In a mouse model of multiple sclerosis, for example, Feinstein's group has shown that TZDs and other PPAR-γ agonists can prevent disease onset as well as bring about remissions in sick animals (Ann Neurol. 2002;51:694-702). Promising findings have also been demonstrated in animal models of Parkinson disease and Alzheimer disease.

The protective effects of TZDs in these conditions, however, are not limited to their anti-inflammatory action. TZDs also appear to increase glucose metabolism in astrocytes, making them more resistant to damage by noxious agents and also may improve their ability to provide lactate to neurons when blood flow or glucose supplies are limited—effects that are independent of PPAR-γ. The investigators have found that TZDs directly influence the astrocyte mitochondria, eventually leading to hyperpolarization of the mitochondrial membrane potential, thereby making them more resistant to toxic stimuli (J Biol Chem. 2003;278:5828-5836).

In addition, TZDs may have other beneficial effects on the brain, Feinstein and colleagues are finding in animal studies. These drugs apparently can inhibit T-cell proliferation, a key component in multiple sclerosis, as well as elicit a heat-shock response, which has been shown to be protective in several neurological conditions.

Mitochondria also may contribute to brain disease and injury if they are unable to get to where they are needed in the cell, such as when the organelles are immobilized by various neurotoxins, said Ian Reynolds, PhD, professor of pharmacology at the University of Pittsburgh.

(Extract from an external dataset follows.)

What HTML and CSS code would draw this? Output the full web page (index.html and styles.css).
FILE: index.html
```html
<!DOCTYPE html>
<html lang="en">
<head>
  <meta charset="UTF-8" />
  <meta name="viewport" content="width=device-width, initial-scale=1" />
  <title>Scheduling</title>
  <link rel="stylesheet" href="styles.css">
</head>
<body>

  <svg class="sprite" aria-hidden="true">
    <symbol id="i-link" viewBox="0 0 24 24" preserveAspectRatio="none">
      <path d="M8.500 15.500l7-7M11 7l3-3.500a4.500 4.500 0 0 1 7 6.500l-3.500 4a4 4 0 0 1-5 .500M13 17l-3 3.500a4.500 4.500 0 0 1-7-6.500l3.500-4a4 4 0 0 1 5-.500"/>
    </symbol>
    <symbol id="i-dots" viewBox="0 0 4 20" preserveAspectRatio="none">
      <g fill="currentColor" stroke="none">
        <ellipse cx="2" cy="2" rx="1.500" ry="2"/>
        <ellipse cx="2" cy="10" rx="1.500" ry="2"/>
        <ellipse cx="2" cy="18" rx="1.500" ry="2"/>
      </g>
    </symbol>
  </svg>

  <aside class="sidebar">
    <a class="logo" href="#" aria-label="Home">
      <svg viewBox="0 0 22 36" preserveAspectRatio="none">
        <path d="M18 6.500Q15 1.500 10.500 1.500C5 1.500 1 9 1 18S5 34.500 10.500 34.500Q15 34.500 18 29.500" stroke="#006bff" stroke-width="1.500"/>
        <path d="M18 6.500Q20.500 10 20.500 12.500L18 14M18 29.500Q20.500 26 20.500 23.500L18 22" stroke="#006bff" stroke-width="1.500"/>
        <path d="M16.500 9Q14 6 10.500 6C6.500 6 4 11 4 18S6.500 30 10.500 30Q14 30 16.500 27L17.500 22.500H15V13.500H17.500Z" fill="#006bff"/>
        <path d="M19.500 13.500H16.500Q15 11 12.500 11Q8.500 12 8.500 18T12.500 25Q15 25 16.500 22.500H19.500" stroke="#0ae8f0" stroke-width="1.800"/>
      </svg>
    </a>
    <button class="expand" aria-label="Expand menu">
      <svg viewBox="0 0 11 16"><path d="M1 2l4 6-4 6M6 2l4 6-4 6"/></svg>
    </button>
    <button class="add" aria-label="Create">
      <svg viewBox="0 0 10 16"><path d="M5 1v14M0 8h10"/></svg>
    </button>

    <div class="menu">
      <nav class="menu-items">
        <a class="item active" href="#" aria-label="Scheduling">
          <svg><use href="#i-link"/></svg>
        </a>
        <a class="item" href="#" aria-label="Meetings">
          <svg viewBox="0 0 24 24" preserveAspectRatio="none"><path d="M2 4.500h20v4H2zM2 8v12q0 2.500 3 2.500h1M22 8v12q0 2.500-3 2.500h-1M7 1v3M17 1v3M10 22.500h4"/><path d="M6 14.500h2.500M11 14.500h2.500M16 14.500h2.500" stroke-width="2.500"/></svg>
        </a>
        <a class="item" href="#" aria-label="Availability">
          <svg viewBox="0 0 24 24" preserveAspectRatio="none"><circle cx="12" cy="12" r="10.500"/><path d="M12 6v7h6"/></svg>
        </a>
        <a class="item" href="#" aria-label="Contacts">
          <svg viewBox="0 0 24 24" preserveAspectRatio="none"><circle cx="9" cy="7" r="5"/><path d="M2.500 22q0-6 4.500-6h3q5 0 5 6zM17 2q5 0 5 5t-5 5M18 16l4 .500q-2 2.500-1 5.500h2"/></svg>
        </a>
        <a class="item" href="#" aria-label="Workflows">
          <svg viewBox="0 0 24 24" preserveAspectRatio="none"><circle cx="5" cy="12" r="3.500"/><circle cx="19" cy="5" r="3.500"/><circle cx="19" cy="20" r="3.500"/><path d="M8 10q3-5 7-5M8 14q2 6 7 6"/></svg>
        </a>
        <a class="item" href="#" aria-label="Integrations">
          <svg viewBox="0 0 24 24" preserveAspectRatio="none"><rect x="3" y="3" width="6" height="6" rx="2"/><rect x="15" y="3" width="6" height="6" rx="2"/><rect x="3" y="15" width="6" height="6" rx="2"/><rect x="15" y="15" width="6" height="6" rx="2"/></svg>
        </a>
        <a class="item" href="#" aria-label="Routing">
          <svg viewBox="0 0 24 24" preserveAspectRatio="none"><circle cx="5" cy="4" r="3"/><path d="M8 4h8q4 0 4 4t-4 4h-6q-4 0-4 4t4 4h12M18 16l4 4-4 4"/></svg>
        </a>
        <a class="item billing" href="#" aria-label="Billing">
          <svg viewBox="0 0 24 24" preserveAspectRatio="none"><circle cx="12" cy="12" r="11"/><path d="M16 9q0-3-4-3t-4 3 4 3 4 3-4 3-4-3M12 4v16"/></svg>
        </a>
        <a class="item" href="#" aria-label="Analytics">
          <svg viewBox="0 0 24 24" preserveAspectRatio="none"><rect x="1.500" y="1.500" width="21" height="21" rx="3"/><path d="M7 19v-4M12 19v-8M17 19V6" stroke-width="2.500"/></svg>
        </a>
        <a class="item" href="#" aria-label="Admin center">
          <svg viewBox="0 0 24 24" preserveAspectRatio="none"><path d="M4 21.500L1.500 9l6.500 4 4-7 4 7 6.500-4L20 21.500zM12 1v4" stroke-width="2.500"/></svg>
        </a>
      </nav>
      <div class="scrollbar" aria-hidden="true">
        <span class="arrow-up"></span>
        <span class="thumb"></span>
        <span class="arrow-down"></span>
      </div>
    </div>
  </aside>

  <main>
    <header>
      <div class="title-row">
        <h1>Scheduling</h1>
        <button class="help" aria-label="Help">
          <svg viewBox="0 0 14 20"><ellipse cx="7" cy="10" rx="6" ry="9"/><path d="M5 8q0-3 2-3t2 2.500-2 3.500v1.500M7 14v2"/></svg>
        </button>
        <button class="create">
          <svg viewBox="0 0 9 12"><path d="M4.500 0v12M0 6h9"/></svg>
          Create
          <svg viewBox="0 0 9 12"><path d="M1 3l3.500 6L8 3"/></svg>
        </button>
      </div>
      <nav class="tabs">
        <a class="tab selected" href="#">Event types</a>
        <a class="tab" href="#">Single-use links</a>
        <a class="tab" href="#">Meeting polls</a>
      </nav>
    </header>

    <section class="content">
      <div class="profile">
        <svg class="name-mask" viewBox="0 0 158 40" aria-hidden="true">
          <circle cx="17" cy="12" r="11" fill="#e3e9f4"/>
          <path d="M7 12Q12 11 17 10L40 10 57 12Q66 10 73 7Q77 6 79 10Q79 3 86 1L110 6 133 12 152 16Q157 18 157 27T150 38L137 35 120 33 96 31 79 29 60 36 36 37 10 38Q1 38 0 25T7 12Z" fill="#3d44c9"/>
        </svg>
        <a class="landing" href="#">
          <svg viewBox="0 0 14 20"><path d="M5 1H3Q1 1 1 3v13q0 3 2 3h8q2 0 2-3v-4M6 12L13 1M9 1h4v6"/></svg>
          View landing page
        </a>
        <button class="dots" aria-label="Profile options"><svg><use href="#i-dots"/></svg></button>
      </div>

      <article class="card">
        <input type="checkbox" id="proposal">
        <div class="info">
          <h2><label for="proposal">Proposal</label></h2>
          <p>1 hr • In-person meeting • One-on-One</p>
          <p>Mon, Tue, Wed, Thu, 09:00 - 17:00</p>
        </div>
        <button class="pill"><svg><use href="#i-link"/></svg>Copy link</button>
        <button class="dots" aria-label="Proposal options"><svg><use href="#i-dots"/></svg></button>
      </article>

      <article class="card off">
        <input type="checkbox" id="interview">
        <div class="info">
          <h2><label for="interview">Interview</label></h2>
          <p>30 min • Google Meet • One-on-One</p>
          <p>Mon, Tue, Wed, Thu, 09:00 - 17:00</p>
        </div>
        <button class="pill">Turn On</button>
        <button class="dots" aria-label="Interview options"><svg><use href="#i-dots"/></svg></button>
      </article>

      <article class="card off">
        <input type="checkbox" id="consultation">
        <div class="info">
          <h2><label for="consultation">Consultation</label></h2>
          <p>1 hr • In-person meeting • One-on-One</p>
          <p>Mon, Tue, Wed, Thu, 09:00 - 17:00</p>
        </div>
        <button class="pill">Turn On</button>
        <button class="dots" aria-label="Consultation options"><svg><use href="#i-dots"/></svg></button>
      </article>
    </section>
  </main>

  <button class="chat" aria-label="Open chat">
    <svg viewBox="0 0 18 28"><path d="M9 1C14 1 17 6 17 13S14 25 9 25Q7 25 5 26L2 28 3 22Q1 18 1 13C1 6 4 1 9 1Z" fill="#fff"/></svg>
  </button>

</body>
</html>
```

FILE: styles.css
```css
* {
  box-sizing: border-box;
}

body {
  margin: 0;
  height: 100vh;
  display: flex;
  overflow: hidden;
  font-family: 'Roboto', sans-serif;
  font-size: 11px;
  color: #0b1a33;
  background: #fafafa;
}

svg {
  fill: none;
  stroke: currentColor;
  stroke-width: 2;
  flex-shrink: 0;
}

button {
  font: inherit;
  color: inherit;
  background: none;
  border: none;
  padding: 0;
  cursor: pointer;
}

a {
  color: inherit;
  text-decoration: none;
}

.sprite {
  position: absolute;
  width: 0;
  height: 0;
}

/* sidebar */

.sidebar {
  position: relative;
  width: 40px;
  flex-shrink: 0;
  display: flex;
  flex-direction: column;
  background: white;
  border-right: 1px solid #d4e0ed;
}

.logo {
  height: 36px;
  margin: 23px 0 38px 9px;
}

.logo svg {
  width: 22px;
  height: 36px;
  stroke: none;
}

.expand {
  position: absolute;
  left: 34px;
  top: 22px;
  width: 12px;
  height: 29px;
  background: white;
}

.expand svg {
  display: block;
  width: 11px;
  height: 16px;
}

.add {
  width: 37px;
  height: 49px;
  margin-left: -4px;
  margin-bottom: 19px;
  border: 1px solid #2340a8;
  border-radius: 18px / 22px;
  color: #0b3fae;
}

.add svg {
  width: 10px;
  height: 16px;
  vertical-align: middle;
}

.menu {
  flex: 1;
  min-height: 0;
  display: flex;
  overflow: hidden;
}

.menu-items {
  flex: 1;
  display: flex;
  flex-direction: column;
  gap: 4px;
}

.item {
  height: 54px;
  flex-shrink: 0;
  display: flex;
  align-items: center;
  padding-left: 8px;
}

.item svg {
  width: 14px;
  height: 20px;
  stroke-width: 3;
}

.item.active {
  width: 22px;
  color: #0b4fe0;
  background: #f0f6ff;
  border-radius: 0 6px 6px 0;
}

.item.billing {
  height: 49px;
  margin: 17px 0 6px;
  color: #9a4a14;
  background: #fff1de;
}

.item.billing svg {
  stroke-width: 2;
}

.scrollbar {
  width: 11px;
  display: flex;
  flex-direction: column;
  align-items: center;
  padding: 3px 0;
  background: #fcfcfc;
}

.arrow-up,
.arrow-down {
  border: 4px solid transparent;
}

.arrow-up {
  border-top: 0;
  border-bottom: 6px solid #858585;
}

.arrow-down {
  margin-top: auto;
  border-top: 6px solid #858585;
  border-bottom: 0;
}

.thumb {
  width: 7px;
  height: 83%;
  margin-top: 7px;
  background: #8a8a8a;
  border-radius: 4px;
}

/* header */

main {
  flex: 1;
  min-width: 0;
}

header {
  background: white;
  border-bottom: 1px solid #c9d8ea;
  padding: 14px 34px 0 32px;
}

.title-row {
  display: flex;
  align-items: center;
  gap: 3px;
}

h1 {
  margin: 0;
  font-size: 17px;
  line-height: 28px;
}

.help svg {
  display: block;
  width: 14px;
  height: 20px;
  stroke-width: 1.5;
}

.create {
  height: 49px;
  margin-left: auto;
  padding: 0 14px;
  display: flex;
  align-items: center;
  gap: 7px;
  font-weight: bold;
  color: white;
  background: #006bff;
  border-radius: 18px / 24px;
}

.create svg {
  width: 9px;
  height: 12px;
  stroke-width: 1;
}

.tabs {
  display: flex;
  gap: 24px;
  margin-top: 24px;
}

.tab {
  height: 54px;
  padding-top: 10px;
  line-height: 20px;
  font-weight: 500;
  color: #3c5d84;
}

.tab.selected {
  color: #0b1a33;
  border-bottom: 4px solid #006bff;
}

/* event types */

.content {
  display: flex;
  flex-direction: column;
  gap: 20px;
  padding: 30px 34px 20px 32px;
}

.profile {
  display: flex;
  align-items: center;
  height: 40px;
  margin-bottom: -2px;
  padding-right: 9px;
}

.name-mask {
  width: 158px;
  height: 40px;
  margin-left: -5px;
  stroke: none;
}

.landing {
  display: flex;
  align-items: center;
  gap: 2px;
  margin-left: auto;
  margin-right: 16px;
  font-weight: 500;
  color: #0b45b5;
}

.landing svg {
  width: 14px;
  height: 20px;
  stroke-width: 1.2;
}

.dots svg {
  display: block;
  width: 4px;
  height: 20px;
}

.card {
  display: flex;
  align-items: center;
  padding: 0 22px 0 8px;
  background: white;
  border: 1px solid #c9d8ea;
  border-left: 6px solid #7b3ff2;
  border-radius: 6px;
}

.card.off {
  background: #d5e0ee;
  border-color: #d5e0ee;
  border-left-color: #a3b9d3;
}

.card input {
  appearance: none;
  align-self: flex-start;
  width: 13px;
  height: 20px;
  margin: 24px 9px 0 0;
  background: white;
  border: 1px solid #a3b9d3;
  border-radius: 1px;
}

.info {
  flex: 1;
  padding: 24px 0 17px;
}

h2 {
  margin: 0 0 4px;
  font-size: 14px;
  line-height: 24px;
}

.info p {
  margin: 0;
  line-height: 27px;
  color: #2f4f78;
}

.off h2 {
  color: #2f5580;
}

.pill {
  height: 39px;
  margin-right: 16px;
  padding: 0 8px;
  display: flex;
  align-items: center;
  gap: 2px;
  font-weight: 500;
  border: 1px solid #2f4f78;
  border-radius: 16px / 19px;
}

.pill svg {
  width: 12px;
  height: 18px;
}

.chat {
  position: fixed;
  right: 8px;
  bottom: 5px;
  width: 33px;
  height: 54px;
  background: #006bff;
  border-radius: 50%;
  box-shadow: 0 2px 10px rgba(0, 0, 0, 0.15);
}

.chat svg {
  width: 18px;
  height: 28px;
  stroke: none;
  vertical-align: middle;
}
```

Mitochondria are believed to be generated near the nucleus and are then transported to sites within the cell where energy is required. In some of the longest neurons in the body, noted Reynolds, a mitochondrion conceivably could travel as far as a meter from nucleus to synapse.

Mitochondria travel along the highways and byways of the cytoskeleton (online video available), but roadblocks and detours can subvert this mitochondrial trafficking, said Reynolds. "If a mitochondrion is not delivered to a terminal when needed—or, alternatively, if it gets retrieved from a terminal too soon—this could perhaps contribute to the death of a neuron," he speculated. In cell culture studies, Reynolds and colleagues have discovered that several substances that can be released in large amounts in a stroke, including glutamate, zinc, and nitric oxide, can inhibit mitochondrial movement.

However, Reynolds and coworkers found that the neurons could be protected in vitro with the drug wortmannin, which stops zinc from blocking mitochondrial movement. Although preliminary, these findings suggest that targeting substances that inhibit mitochondrial movement may be another useful strategy to investigate for treating neurological disorders.